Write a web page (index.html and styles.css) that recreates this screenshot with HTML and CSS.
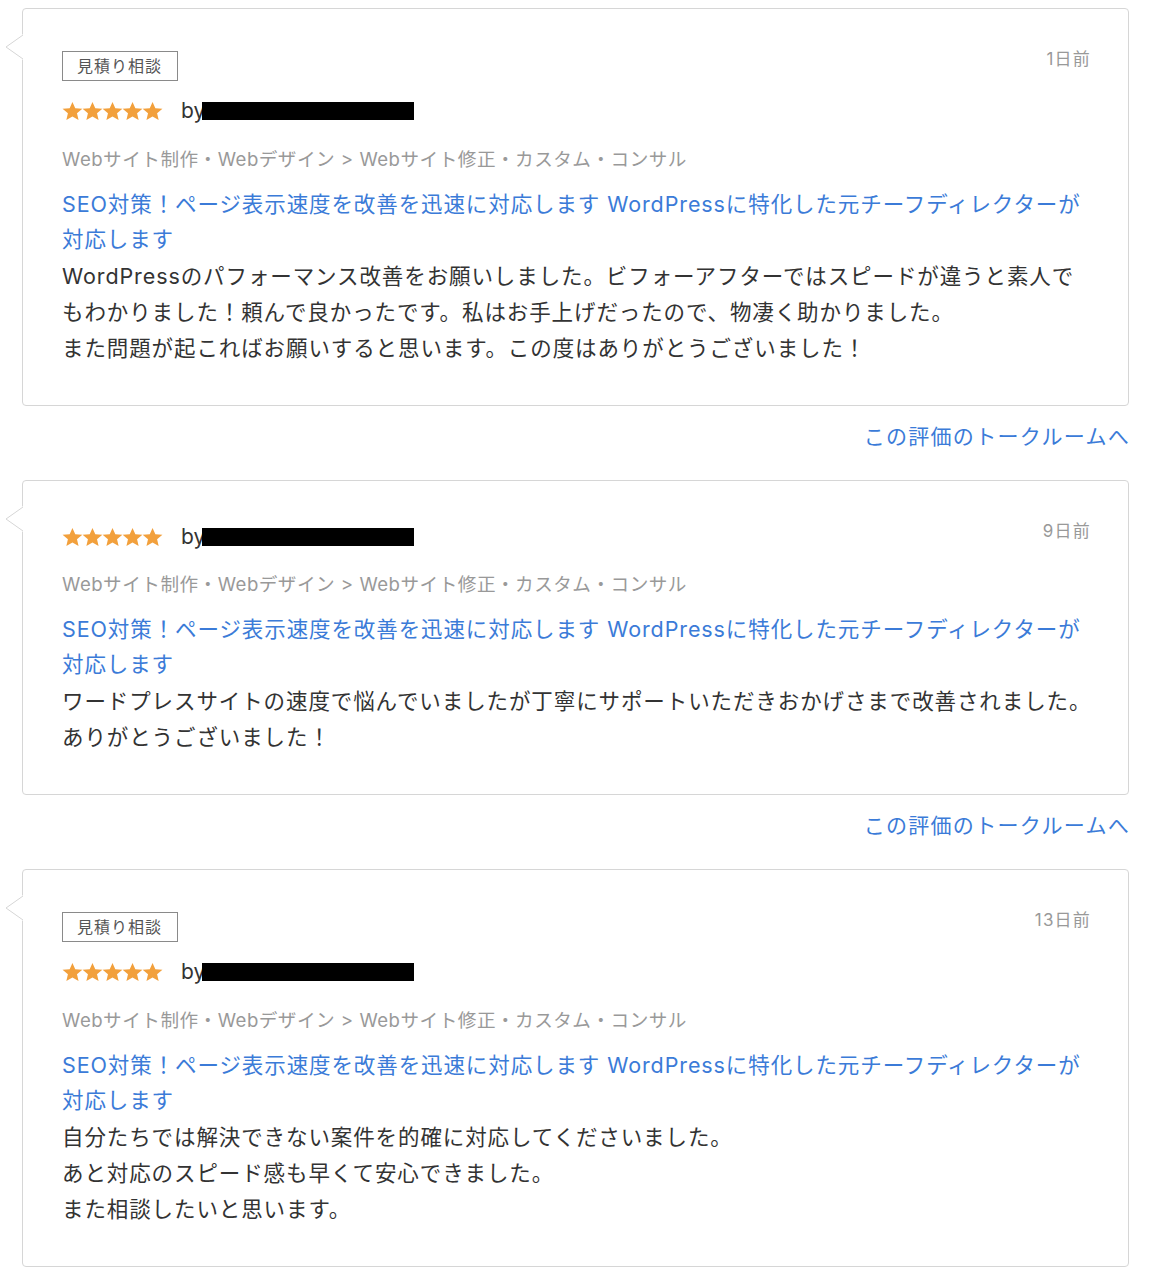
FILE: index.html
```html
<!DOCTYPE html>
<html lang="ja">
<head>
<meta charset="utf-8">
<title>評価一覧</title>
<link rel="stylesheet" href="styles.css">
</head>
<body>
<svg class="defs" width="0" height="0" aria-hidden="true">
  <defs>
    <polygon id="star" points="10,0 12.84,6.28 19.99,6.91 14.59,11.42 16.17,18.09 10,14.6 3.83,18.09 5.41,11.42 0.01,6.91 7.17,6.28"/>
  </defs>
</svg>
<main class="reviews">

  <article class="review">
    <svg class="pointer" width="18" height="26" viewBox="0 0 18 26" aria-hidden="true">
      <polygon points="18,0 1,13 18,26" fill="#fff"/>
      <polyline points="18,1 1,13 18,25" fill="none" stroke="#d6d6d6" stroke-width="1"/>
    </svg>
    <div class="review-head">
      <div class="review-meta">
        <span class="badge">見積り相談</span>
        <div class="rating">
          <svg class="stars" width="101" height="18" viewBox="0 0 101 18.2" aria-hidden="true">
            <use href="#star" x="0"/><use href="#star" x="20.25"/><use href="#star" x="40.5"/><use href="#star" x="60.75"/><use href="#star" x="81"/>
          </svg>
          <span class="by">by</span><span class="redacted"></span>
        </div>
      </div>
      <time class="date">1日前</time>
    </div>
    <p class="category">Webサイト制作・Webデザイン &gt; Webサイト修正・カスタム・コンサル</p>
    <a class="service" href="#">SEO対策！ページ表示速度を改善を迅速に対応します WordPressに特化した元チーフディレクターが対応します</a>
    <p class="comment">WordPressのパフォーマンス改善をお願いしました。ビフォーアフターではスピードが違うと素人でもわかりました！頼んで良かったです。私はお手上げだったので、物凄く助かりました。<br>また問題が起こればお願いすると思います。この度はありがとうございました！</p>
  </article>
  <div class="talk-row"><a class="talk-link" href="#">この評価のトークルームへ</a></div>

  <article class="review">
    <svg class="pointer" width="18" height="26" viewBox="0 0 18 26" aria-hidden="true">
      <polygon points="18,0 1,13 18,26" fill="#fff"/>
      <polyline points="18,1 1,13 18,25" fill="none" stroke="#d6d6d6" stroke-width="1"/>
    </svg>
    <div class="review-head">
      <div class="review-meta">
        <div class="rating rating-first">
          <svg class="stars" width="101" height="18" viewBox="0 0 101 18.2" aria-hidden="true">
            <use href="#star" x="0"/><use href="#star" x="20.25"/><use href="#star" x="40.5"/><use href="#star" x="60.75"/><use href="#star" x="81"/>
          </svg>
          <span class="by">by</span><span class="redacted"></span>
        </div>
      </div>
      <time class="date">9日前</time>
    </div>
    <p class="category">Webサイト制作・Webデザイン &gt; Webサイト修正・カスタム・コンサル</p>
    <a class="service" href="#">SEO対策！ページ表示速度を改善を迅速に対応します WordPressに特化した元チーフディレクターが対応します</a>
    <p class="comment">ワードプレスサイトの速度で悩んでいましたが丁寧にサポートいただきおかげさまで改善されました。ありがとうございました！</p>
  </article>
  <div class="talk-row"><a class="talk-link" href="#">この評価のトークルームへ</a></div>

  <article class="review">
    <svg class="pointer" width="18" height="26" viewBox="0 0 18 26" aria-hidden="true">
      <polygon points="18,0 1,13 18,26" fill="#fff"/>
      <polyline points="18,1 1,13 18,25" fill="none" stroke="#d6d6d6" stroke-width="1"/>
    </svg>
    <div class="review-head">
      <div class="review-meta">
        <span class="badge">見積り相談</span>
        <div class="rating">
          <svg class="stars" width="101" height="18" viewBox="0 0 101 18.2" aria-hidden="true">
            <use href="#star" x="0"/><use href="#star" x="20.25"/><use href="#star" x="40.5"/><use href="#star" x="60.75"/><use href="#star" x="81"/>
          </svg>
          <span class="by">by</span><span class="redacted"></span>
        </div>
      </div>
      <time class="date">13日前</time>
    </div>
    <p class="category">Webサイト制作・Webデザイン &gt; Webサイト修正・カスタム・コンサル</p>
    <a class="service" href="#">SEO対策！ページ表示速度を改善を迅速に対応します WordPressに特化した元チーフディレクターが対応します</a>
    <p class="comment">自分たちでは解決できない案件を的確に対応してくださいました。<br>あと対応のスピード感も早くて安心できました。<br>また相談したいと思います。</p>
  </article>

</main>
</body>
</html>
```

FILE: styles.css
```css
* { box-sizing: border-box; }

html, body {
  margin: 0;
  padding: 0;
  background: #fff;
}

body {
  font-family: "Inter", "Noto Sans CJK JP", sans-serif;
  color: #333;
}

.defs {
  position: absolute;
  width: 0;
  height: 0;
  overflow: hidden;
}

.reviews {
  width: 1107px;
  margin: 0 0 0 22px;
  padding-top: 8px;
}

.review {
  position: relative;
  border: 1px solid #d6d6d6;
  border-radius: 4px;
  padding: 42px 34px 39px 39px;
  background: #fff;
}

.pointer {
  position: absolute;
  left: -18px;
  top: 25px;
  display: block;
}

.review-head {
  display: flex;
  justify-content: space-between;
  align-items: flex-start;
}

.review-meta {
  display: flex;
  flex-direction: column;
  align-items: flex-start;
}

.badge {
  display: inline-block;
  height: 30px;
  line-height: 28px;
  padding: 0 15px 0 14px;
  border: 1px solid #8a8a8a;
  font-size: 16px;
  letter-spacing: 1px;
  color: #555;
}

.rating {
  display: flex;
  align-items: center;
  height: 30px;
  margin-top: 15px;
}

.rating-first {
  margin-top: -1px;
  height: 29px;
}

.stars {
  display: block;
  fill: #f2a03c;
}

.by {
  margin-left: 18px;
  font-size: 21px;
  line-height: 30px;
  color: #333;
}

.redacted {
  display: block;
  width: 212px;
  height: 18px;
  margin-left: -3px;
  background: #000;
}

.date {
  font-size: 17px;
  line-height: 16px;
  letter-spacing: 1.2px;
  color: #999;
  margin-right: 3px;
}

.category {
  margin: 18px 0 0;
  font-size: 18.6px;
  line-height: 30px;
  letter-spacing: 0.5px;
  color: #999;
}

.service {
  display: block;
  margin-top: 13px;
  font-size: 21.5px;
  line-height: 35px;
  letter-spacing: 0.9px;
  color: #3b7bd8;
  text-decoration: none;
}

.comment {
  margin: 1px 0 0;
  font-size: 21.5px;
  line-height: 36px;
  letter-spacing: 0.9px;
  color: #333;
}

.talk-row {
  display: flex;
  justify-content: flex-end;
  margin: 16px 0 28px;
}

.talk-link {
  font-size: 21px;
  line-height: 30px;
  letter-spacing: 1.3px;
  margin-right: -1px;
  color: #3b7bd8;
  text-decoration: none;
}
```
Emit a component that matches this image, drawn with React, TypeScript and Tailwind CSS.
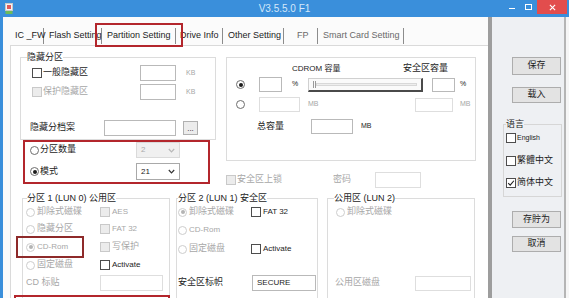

━━━━━━

● Exercise objective
Without the pictures, print the records in full, exactly as they appear.

● Answer to this exercise
Write a web page (index.html and styles.css) that recreates this screenshot with HTML and CSS.
FILE: index.html
```html
<!DOCTYPE html>
<html lang="ja">
<head>
<meta charset="utf-8">
<title>評価一覧</title>
<link rel="stylesheet" href="styles.css">
</head>
<body>
<svg class="defs" width="0" height="0" aria-hidden="true">
  <defs>
    <polygon id="star" points="10,0 12.84,6.28 19.99,6.91 14.59,11.42 16.17,18.09 10,14.6 3.83,18.09 5.41,11.42 0.01,6.91 7.17,6.28"/>
  </defs>
</svg>
<main class="reviews">

  <article class="review">
    <svg class="pointer" width="18" height="26" viewBox="0 0 18 26" aria-hidden="true">
      <polygon points="18,0 1,13 18,26" fill="#fff"/>
      <polyline points="18,1 1,13 18,25" fill="none" stroke="#d6d6d6" stroke-width="1"/>
    </svg>
    <div class="review-head">
      <div class="review-meta">
        <span class="badge">見積り相談</span>
        <div class="rating">
          <svg class="stars" width="101" height="18" viewBox="0 0 101 18.2" aria-hidden="true">
            <use href="#star" x="0"/><use href="#star" x="20.25"/><use href="#star" x="40.5"/><use href="#star" x="60.75"/><use href="#star" x="81"/>
          </svg>
          <span class="by">by</span><span class="redacted"></span>
        </div>
      </div>
      <time class="date">1日前</time>
    </div>
    <p class="category">Webサイト制作・Webデザイン &gt; Webサイト修正・カスタム・コンサル</p>
    <a class="service" href="#">SEO対策！ページ表示速度を改善を迅速に対応します WordPressに特化した元チーフディレクターが対応します</a>
    <p class="comment">WordPressのパフォーマンス改善をお願いしました。ビフォーアフターではスピードが違うと素人でもわかりました！頼んで良かったです。私はお手上げだったので、物凄く助かりました。<br>また問題が起こればお願いすると思います。この度はありがとうございました！</p>
  </article>
  <div class="talk-row"><a class="talk-link" href="#">この評価のトークルームへ</a></div>

  <article class="review">
    <svg class="pointer" width="18" height="26" viewBox="0 0 18 26" aria-hidden="true">
      <polygon points="18,0 1,13 18,26" fill="#fff"/>
      <polyline points="18,1 1,13 18,25" fill="none" stroke="#d6d6d6" stroke-width="1"/>
    </svg>
    <div class="review-head">
      <div class="review-meta">
        <div class="rating rating-first">
          <svg class="stars" width="101" height="18" viewBox="0 0 101 18.2" aria-hidden="true">
            <use href="#star" x="0"/><use href="#star" x="20.25"/><use href="#star" x="40.5"/><use href="#star" x="60.75"/><use href="#star" x="81"/>
          </svg>
          <span class="by">by</span><span class="redacted"></span>
        </div>
      </div>
      <time class="date">9日前</time>
    </div>
    <p class="category">Webサイト制作・Webデザイン &gt; Webサイト修正・カスタム・コンサル</p>
    <a class="service" href="#">SEO対策！ページ表示速度を改善を迅速に対応します WordPressに特化した元チーフディレクターが対応します</a>
    <p class="comment">ワードプレスサイトの速度で悩んでいましたが丁寧にサポートいただきおかげさまで改善されました。ありがとうございました！</p>
  </article>
  <div class="talk-row"><a class="talk-link" href="#">この評価のトークルームへ</a></div>

  <article class="review">
    <svg class="pointer" width="18" height="26" viewBox="0 0 18 26" aria-hidden="true">
      <polygon points="18,0 1,13 18,26" fill="#fff"/>
      <polyline points="18,1 1,13 18,25" fill="none" stroke="#d6d6d6" stroke-width="1"/>
    </svg>
    <div class="review-head">
      <div class="review-meta">
        <span class="badge">見積り相談</span>
        <div class="rating">
          <svg class="stars" width="101" height="18" viewBox="0 0 101 18.2" aria-hidden="true">
            <use href="#star" x="0"/><use href="#star" x="20.25"/><use href="#star" x="40.5"/><use href="#star" x="60.75"/><use href="#star" x="81"/>
          </svg>
          <span class="by">by</span><span class="redacted"></span>
        </div>
      </div>
      <time class="date">13日前</time>
    </div>
    <p class="category">Webサイト制作・Webデザイン &gt; Webサイト修正・カスタム・コンサル</p>
    <a class="service" href="#">SEO対策！ページ表示速度を改善を迅速に対応します WordPressに特化した元チーフディレクターが対応します</a>
    <p class="comment">自分たちでは解決できない案件を的確に対応してくださいました。<br>あと対応のスピード感も早くて安心できました。<br>また相談したいと思います。</p>
  </article>

</main>
</body>
</html>
```

FILE: styles.css
```css
* { box-sizing: border-box; }

html, body {
  margin: 0;
  padding: 0;
  background: #fff;
}

body {
  font-family: "Inter", "Noto Sans CJK JP", sans-serif;
  color: #333;
}

.defs {
  position: absolute;
  width: 0;
  height: 0;
  overflow: hidden;
}

.reviews {
  width: 1107px;
  margin: 0 0 0 22px;
  padding-top: 8px;
}

.review {
  position: relative;
  border: 1px solid #d6d6d6;
  border-radius: 4px;
  padding: 42px 34px 39px 39px;
  background: #fff;
}

.pointer {
  position: absolute;
  left: -18px;
  top: 25px;
  display: block;
}

.review-head {
  display: flex;
  justify-content: space-between;
  align-items: flex-start;
}

.review-meta {
  display: flex;
  flex-direction: column;
  align-items: flex-start;
}

.badge {
  display: inline-block;
  height: 30px;
  line-height: 28px;
  padding: 0 15px 0 14px;
  border: 1px solid #8a8a8a;
  font-size: 16px;
  letter-spacing: 1px;
  color: #555;
}

.rating {
  display: flex;
  align-items: center;
  height: 30px;
  margin-top: 15px;
}

.rating-first {
  margin-top: -1px;
  height: 29px;
}

.stars {
  display: block;
  fill: #f2a03c;
}

.by {
  margin-left: 18px;
  font-size: 21px;
  line-height: 30px;
  color: #333;
}

.redacted {
  display: block;
  width: 212px;
  height: 18px;
  margin-left: -3px;
  background: #000;
}

.date {
  font-size: 17px;
  line-height: 16px;
  letter-spacing: 1.2px;
  color: #999;
  margin-right: 3px;
}

.category {
  margin: 18px 0 0;
  font-size: 18.6px;
  line-height: 30px;
  letter-spacing: 0.5px;
  color: #999;
}

.service {
  display: block;
  margin-top: 13px;
  font-size: 21.5px;
  line-height: 35px;
  letter-spacing: 0.9px;
  color: #3b7bd8;
  text-decoration: none;
}

.comment {
  margin: 1px 0 0;
  font-size: 21.5px;
  line-height: 36px;
  letter-spacing: 0.9px;
  color: #333;
}

.talk-row {
  display: flex;
  justify-content: flex-end;
  margin: 16px 0 28px;
}

.talk-link {
  font-size: 21px;
  line-height: 30px;
  letter-spacing: 1.3px;
  margin-right: -1px;
  color: #3b7bd8;
  text-decoration: none;
}
```
Emit a component that matches this image, drawn with React, TypeScript and Tailwind CSS.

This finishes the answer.